Führende Vertreter von Grünen, FDP und SPD haben sich für eine Aufarbeitung des Umgangs mit der Corona-Pandemie ausgesprochen. Vize-Kanzler Robert Habeck (Grüne) sagte der „Bild“-Zeitung vom Mittwoch, die Politik müsse den Mut haben, Lehren zu ziehen und Abläufe und Auswirkungen der damaligen Pandemie-Maßnahmen zu überprüfen. Es gehe dabei nicht um Schuldzuweisungen, sondern darum, aus Erfahrung zu lernen.
Habeck räumt ein, dass sich die Große Koalition aus Union und SPD während der Pandemie in einer schwierigen Lage befand. Sie habe „in einer nie gekannten Situation auf schwankendem Boden schnell tiefgreifende Entscheidungen treffen“ müssen, sagte der Bundeswirtschaftsminister. „Sicherlich sind da auch Fehler passiert, aber genauso wäre es ein Fehler gewesen, nicht zu entscheiden.“
FDP-Chef Christian Lindner verlangte eine umfassende Analyse der politischen Entscheidungen in der Corona-Zeit. „Wir müssen die Pandemie aufarbeiten, um die richtigen Schlussfolgerungen für die Zukunft ziehen zu können“, sagte der Bundesfinanzminister dem „Kölner Stadt-Anzeiger“ vom Mittwoch. „Heute wissen wir, dass viele Entscheidungen der früheren Bundesregierung großen sozialen und wirtschaftlichen Schaden angerichtet haben.“ Er verwies auf „Schulschließungen, Kontaktbeschränkungen, Ausgangssperren und Zutrittsverbote“.
Dies seien „zum Teil absolut unverhältnismäßige Eingriffe in die Freiheitsrechte“ gewesen, sagte Lindner. Die FDP setze sich deshalb dafür ein, „dass sich eine Enquete-Kommission des Bundestags mit der Aufarbeitung der Pandemie befasst“. Forderungen nach einem Untersuchungsausschuss wies Lindner zurück.
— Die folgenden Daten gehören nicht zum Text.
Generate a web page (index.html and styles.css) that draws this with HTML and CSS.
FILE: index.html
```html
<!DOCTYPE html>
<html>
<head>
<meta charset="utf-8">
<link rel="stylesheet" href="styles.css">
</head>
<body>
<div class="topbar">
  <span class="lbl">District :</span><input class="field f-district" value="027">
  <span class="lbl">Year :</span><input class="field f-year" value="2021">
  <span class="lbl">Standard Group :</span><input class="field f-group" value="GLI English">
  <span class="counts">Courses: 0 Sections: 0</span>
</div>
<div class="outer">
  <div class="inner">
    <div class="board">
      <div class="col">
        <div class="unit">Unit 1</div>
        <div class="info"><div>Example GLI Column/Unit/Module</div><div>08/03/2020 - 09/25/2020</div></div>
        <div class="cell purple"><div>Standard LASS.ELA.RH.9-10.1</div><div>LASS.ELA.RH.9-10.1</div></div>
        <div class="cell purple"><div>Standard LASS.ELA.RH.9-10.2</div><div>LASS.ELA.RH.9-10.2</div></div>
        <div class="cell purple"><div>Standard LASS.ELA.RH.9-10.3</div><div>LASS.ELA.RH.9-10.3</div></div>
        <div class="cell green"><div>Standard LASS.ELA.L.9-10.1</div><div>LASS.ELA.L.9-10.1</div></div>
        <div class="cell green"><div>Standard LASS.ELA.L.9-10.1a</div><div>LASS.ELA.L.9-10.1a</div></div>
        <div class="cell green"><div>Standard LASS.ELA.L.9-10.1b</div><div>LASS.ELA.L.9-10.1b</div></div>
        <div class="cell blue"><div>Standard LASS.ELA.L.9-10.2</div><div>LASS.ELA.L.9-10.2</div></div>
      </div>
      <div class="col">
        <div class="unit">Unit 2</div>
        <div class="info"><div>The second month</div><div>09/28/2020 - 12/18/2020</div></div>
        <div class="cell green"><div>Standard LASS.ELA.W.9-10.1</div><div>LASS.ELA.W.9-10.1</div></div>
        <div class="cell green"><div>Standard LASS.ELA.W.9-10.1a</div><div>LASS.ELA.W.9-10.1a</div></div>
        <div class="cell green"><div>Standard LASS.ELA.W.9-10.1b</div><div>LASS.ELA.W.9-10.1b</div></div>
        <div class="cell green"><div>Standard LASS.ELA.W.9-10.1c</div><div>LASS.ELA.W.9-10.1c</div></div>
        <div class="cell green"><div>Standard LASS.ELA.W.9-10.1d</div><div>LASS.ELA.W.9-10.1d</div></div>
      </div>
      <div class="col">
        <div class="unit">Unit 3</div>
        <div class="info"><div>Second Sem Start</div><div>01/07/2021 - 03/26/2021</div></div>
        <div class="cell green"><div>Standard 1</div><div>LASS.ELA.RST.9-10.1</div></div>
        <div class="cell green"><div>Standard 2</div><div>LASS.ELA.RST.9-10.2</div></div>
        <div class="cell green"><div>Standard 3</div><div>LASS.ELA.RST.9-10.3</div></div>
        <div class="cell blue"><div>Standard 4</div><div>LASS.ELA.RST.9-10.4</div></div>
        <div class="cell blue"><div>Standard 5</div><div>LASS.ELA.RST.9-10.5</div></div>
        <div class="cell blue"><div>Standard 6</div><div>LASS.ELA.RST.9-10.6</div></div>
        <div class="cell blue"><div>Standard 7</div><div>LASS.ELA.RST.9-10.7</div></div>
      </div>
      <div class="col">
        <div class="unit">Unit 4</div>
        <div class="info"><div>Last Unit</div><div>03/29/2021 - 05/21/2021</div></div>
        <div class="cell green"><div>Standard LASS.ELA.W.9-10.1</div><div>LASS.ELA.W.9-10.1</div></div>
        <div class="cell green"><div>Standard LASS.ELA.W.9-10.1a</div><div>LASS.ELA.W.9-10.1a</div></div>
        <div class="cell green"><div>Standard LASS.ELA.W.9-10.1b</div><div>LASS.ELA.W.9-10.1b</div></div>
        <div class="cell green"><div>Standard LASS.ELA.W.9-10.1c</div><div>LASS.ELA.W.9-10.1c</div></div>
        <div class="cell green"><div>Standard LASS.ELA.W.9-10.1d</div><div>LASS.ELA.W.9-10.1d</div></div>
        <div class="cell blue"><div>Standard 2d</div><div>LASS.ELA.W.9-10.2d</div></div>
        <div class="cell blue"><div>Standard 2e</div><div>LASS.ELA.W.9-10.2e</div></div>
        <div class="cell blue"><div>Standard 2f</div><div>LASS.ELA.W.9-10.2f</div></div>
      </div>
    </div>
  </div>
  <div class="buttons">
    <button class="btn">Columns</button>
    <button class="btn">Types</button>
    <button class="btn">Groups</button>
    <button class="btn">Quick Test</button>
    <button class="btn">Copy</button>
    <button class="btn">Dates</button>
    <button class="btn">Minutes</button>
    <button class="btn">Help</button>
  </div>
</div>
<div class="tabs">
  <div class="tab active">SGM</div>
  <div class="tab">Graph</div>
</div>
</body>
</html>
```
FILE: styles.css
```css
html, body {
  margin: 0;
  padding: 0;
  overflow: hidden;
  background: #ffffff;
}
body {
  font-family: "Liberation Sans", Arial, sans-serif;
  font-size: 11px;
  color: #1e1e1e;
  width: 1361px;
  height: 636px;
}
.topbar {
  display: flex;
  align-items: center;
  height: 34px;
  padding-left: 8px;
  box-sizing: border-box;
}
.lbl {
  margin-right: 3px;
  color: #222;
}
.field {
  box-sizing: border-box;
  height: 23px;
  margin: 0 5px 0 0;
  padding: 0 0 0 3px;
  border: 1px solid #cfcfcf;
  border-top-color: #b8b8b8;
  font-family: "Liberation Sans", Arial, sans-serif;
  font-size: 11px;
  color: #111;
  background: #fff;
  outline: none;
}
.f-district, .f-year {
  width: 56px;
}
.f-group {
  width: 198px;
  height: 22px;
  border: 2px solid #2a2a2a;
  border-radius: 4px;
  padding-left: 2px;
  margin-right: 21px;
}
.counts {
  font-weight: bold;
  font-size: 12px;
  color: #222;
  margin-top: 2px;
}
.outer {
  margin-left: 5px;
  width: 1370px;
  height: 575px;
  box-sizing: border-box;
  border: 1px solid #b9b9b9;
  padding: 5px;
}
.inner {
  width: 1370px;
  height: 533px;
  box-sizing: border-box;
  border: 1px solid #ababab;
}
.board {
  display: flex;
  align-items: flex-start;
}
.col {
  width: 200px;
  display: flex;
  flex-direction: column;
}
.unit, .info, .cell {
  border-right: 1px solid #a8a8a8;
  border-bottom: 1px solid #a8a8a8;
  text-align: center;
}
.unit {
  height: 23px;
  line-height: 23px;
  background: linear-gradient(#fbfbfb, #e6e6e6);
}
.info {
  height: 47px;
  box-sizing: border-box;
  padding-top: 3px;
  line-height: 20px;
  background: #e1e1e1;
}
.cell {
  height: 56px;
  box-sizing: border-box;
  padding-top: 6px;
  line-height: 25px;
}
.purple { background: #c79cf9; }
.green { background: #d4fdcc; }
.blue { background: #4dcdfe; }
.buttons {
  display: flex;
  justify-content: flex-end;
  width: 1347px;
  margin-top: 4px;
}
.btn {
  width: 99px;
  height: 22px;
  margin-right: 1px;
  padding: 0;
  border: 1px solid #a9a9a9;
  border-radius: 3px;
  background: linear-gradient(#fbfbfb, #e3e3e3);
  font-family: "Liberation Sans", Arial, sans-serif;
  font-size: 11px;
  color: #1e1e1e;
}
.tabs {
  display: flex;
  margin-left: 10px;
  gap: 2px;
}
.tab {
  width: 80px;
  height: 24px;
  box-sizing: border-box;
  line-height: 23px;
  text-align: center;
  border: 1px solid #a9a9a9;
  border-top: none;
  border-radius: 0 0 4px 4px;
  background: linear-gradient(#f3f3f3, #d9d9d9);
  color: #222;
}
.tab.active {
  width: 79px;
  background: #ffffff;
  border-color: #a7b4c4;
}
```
Er könne „zur parteipolitischen Profilierung missbraucht“ werden. „Mir geht es aber nicht darum, Entscheider anzuklagen“, sagte er. „Eine transparente Aufarbeitung könnte Verschwörungstheoretikern und Querdenkern den Wind aus den Segeln nehmen.“
Auch aus der SPD kamen vier Jahre nach Beginn der Pandemie Rufe nach einer Analyse des Vorgehens. „Ich halte eine Aufarbeitung – in welcher Form auch immer – für wichtig“, sagte die Ministerpräsidentin von Rheinland-Pfalz, Malu Dreyer (SPD), dem Portal t-online. Ziel müsse es sein, „für die Zukunft zu lernen“. Zudem gehe es darum, „den Riss zu kitten, der zwischen Befürwortern und Gegnern der Corona-Maßnahmen entstanden ist“.
Die Debatte um eine Aufarbeitung der Corona-Maßnahmen war durch jüngst veröffentlichte Protokolle des Robert-Koch-Instituts ausgelöst worden. Sie geben Einblicke in die Arbeit des Krisenstabs aus der Zeit von Januar 2020 bis April 2021. Juristisch durchgesetzt worden war die Herausgabe der Protokolle durch das Online-Magazin „Multipolar“.